◆ WHAT IS ASKED
Pictures aside, quote the whole listing exactly.

#### DATA EXCERPT ####

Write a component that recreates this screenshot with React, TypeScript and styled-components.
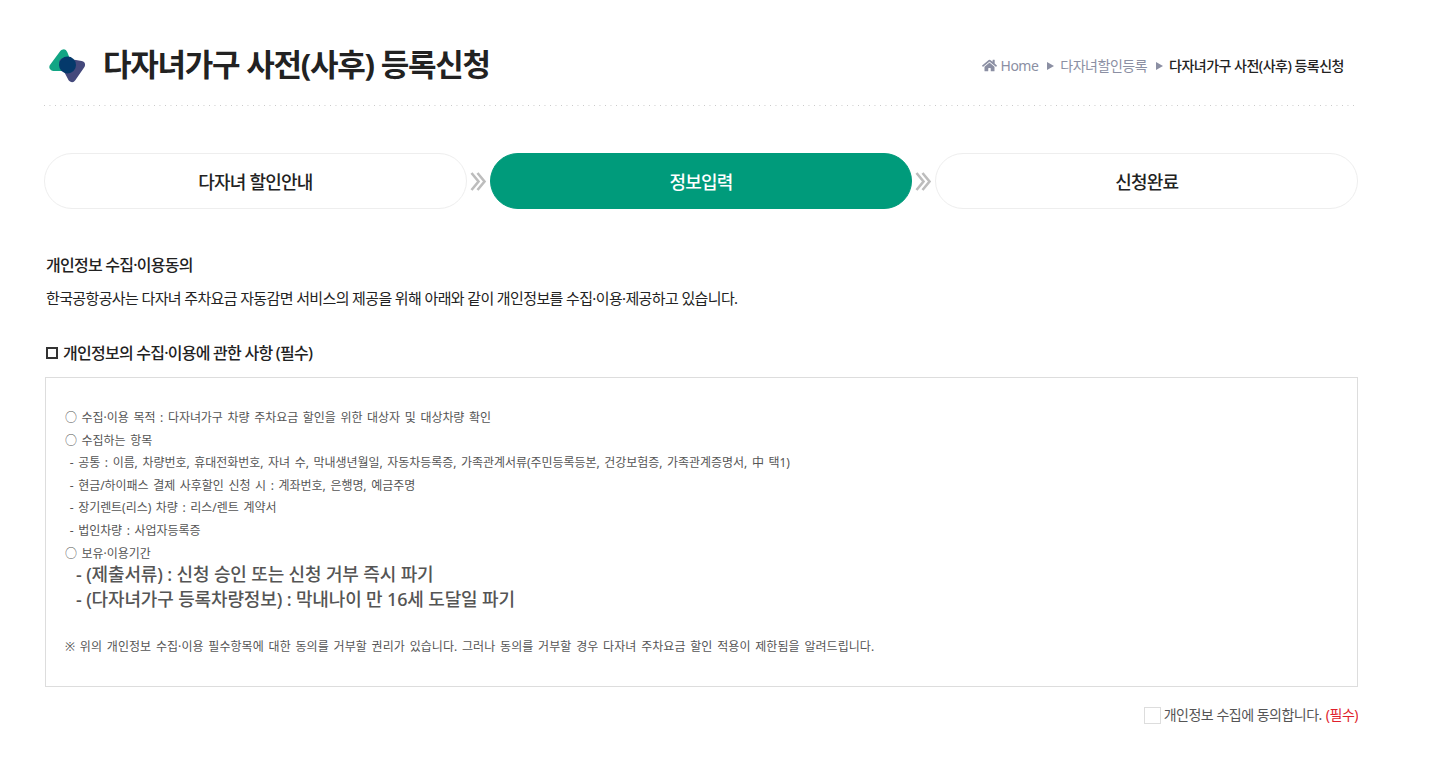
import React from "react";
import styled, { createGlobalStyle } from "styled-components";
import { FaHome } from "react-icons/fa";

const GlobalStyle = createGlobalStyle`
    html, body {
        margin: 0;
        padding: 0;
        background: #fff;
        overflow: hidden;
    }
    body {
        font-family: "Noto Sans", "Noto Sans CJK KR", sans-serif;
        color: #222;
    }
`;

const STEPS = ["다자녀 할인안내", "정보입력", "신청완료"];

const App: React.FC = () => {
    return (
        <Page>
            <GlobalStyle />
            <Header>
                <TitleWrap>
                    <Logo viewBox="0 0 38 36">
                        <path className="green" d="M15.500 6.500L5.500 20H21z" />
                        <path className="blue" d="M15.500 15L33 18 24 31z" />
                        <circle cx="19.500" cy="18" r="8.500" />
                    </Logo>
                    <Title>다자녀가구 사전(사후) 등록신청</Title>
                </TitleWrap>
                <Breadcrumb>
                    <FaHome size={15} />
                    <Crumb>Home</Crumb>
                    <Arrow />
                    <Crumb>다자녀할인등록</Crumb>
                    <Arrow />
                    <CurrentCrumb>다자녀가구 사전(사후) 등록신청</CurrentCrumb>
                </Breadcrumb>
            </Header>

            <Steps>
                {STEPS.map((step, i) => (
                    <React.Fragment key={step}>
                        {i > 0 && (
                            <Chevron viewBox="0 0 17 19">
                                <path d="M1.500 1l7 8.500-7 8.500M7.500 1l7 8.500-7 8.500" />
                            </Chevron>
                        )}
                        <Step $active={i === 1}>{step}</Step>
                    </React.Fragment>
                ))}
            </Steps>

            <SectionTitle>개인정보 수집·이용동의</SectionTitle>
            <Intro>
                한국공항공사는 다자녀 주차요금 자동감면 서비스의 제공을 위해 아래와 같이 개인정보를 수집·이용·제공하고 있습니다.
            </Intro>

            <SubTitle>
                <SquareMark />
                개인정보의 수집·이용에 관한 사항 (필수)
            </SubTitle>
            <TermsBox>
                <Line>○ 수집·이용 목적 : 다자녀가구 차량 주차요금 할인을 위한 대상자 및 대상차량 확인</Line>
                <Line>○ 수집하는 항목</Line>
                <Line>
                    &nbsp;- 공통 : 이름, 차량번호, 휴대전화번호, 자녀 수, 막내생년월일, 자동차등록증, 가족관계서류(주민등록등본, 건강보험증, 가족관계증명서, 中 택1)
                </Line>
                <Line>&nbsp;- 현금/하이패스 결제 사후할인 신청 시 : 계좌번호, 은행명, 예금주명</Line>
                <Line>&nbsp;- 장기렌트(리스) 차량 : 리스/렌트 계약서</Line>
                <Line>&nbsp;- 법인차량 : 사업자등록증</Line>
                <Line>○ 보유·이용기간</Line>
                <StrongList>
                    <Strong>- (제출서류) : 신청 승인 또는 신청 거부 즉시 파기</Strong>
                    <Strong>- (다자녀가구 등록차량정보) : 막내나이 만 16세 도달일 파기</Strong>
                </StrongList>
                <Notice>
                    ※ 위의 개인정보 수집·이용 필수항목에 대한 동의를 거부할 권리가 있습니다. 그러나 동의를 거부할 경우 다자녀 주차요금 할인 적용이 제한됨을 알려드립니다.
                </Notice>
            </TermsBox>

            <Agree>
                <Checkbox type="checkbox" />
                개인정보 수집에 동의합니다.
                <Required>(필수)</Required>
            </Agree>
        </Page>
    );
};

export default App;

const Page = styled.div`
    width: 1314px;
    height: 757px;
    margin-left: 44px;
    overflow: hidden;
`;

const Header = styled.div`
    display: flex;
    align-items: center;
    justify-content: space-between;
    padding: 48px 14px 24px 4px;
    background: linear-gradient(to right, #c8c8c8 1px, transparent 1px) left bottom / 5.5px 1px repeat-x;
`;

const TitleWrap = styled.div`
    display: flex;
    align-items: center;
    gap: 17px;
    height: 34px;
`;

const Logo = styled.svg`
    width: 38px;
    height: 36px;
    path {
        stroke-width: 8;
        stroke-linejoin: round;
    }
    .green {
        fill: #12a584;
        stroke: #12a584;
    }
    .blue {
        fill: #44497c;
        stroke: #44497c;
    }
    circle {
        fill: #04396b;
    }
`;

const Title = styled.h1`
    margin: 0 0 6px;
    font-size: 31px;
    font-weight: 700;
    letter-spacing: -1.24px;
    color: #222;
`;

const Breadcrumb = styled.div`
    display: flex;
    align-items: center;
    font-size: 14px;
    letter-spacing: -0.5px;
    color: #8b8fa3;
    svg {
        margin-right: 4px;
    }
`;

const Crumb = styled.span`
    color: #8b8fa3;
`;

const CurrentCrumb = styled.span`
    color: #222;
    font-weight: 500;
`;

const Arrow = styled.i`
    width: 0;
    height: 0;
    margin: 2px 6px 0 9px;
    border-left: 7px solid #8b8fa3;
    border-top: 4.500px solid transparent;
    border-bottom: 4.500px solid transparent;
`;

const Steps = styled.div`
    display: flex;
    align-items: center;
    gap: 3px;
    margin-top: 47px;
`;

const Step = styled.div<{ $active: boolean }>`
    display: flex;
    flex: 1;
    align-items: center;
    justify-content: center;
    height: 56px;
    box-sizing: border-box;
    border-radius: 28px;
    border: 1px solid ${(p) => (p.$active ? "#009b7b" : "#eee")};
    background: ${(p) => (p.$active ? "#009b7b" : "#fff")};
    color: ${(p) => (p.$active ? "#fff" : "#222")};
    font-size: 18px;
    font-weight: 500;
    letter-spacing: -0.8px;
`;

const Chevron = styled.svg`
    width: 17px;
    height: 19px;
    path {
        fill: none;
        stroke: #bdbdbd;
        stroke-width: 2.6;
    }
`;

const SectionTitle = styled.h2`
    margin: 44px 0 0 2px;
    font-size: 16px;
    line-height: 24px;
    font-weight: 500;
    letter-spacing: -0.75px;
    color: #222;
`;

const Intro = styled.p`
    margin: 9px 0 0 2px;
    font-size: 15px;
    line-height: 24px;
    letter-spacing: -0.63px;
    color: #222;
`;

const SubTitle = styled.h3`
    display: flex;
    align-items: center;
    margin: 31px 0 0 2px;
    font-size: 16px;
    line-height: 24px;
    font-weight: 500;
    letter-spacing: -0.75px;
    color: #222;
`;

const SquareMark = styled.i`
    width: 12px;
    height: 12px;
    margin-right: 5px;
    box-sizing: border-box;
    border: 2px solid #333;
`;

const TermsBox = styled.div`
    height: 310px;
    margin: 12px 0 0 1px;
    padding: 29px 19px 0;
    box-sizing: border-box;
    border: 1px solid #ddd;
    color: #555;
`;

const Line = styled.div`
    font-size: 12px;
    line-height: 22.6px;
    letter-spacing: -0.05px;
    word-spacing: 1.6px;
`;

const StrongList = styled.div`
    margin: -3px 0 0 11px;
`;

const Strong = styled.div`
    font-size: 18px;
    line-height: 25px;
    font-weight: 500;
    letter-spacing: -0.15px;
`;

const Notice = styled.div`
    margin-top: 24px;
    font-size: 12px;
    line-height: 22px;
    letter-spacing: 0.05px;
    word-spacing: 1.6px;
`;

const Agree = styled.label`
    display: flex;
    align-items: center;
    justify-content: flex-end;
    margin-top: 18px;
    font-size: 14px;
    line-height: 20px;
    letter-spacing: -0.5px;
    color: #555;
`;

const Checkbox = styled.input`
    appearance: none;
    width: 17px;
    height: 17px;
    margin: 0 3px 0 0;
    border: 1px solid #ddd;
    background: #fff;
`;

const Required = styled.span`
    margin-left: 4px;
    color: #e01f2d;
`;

####

◆ RESULT
Write a component that recreates this screenshot with React, TypeScript and styled-components.
import React from "react";
import styled, { createGlobalStyle } from "styled-components";
import { FaHome } from "react-icons/fa";

const GlobalStyle = createGlobalStyle`
    html, body {
        margin: 0;
        padding: 0;
        background: #fff;
        overflow: hidden;
    }
    body {
        font-family: "Noto Sans", "Noto Sans CJK KR", sans-serif;
        color: #222;
    }
`;

const STEPS = ["다자녀 할인안내", "정보입력", "신청완료"];

const App: React.FC = () => {
    return (
        <Page>
            <GlobalStyle />
            <Header>
                <TitleWrap>
                    <Logo viewBox="0 0 38 36">
                        <path className="green" d="M15.500 6.500L5.500 20H21z" />
                        <path className="blue" d="M15.500 15L33 18 24 31z" />
                        <circle cx="19.500" cy="18" r="8.500" />
                    </Logo>
                    <Title>다자녀가구 사전(사후) 등록신청</Title>
                </TitleWrap>
                <Breadcrumb>
                    <FaHome size={15} />
                    <Crumb>Home</Crumb>
                    <Arrow />
                    <Crumb>다자녀할인등록</Crumb>
                    <Arrow />
                    <CurrentCrumb>다자녀가구 사전(사후) 등록신청</CurrentCrumb>
                </Breadcrumb>
            </Header>

            <Steps>
                {STEPS.map((step, i) => (
                    <React.Fragment key={step}>
                        {i > 0 && (
                            <Chevron viewBox="0 0 17 19">
                                <path d="M1.500 1l7 8.500-7 8.500M7.500 1l7 8.500-7 8.500" />
                            </Chevron>
                        )}
                        <Step $active={i === 1}>{step}</Step>
                    </React.Fragment>
                ))}
            </Steps>

            <SectionTitle>개인정보 수집·이용동의</SectionTitle>
            <Intro>
                한국공항공사는 다자녀 주차요금 자동감면 서비스의 제공을 위해 아래와 같이 개인정보를 수집·이용·제공하고 있습니다.
            </Intro>

            <SubTitle>
                <SquareMark />
                개인정보의 수집·이용에 관한 사항 (필수)
            </SubTitle>
            <TermsBox>
                <Line>○ 수집·이용 목적 : 다자녀가구 차량 주차요금 할인을 위한 대상자 및 대상차량 확인</Line>
                <Line>○ 수집하는 항목</Line>
                <Line>
                    &nbsp;- 공통 : 이름, 차량번호, 휴대전화번호, 자녀 수, 막내생년월일, 자동차등록증, 가족관계서류(주민등록등본, 건강보험증, 가족관계증명서, 中 택1)
                </Line>
                <Line>&nbsp;- 현금/하이패스 결제 사후할인 신청 시 : 계좌번호, 은행명, 예금주명</Line>
                <Line>&nbsp;- 장기렌트(리스) 차량 : 리스/렌트 계약서</Line>
                <Line>&nbsp;- 법인차량 : 사업자등록증</Line>
                <Line>○ 보유·이용기간</Line>
                <StrongList>
                    <Strong>- (제출서류) : 신청 승인 또는 신청 거부 즉시 파기</Strong>
                    <Strong>- (다자녀가구 등록차량정보) : 막내나이 만 16세 도달일 파기</Strong>
                </StrongList>
                <Notice>
                    ※ 위의 개인정보 수집·이용 필수항목에 대한 동의를 거부할 권리가 있습니다. 그러나 동의를 거부할 경우 다자녀 주차요금 할인 적용이 제한됨을 알려드립니다.
                </Notice>
            </TermsBox>

            <Agree>
                <Checkbox type="checkbox" />
                개인정보 수집에 동의합니다.
                <Required>(필수)</Required>
            </Agree>
        </Page>
    );
};

export default App;

const Page = styled.div`
    width: 1314px;
    height: 757px;
    margin-left: 44px;
    overflow: hidden;
`;

const Header = styled.div`
    display: flex;
    align-items: center;
    justify-content: space-between;
    padding: 48px 14px 24px 4px;
    background: linear-gradient(to right, #c8c8c8 1px, transparent 1px) left bottom / 5.5px 1px repeat-x;
`;

const TitleWrap = styled.div`
    display: flex;
    align-items: center;
    gap: 17px;
    height: 34px;
`;

const Logo = styled.svg`
    width: 38px;
    height: 36px;
    path {
        stroke-width: 8;
        stroke-linejoin: round;
    }
    .green {
        fill: #12a584;
        stroke: #12a584;
    }
    .blue {
        fill: #44497c;
        stroke: #44497c;
    }
    circle {
        fill: #04396b;
    }
`;

const Title = styled.h1`
    margin: 0 0 6px;
    font-size: 31px;
    font-weight: 700;
    letter-spacing: -1.24px;
    color: #222;
`;

const Breadcrumb = styled.div`
    display: flex;
    align-items: center;
    font-size: 14px;
    letter-spacing: -0.5px;
    color: #8b8fa3;
    svg {
        margin-right: 4px;
    }
`;

const Crumb = styled.span`
    color: #8b8fa3;
`;

const CurrentCrumb = styled.span`
    color: #222;
    font-weight: 500;
`;

const Arrow = styled.i`
    width: 0;
    height: 0;
    margin: 2px 6px 0 9px;
    border-left: 7px solid #8b8fa3;
    border-top: 4.500px solid transparent;
    border-bottom: 4.500px solid transparent;
`;

const Steps = styled.div`
    display: flex;
    align-items: center;
    gap: 3px;
    margin-top: 47px;
`;

const Step = styled.div<{ $active: boolean }>`
    display: flex;
    flex: 1;
    align-items: center;
    justify-content: center;
    height: 56px;
    box-sizing: border-box;
    border-radius: 28px;
    border: 1px solid ${(p) => (p.$active ? "#009b7b" : "#eee")};
    background: ${(p) => (p.$active ? "#009b7b" : "#fff")};
    color: ${(p) => (p.$active ? "#fff" : "#222")};
    font-size: 18px;
    font-weight: 500;
    letter-spacing: -0.8px;
`;

const Chevron = styled.svg`
    width: 17px;
    height: 19px;
    path {
        fill: none;
        stroke: #bdbdbd;
        stroke-width: 2.6;
    }
`;

const SectionTitle = styled.h2`
    margin: 44px 0 0 2px;
    font-size: 16px;
    line-height: 24px;
    font-weight: 500;
    letter-spacing: -0.75px;
    color: #222;
`;

const Intro = styled.p`
    margin: 9px 0 0 2px;
    font-size: 15px;
    line-height: 24px;
    letter-spacing: -0.63px;
    color: #222;
`;

const SubTitle = styled.h3`
    display: flex;
    align-items: center;
    margin: 31px 0 0 2px;
    font-size: 16px;
    line-height: 24px;
    font-weight: 500;
    letter-spacing: -0.75px;
    color: #222;
`;

const SquareMark = styled.i`
    width: 12px;
    height: 12px;
    margin-right: 5px;
    box-sizing: border-box;
    border: 2px solid #333;
`;

const TermsBox = styled.div`
    height: 310px;
    margin: 12px 0 0 1px;
    padding: 29px 19px 0;
    box-sizing: border-box;
    border: 1px solid #ddd;
    color: #555;
`;

const Line = styled.div`
    font-size: 12px;
    line-height: 22.6px;
    letter-spacing: -0.05px;
    word-spacing: 1.6px;
`;

const StrongList = styled.div`
    margin: -3px 0 0 11px;
`;

const Strong = styled.div`
    font-size: 18px;
    line-height: 25px;
    font-weight: 500;
    letter-spacing: -0.15px;
`;

const Notice = styled.div`
    margin-top: 24px;
    font-size: 12px;
    line-height: 22px;
    letter-spacing: 0.05px;
    word-spacing: 1.6px;
`;

const Agree = styled.label`
    display: flex;
    align-items: center;
    justify-content: flex-end;
    margin-top: 18px;
    font-size: 14px;
    line-height: 20px;
    letter-spacing: -0.5px;
    color: #555;
`;

const Checkbox = styled.input`
    appearance: none;
    width: 17px;
    height: 17px;
    margin: 0 3px 0 0;
    border: 1px solid #ddd;
    background: #fff;
`;

const Required = styled.span`
    margin-left: 4px;
    color: #e01f2d;
`;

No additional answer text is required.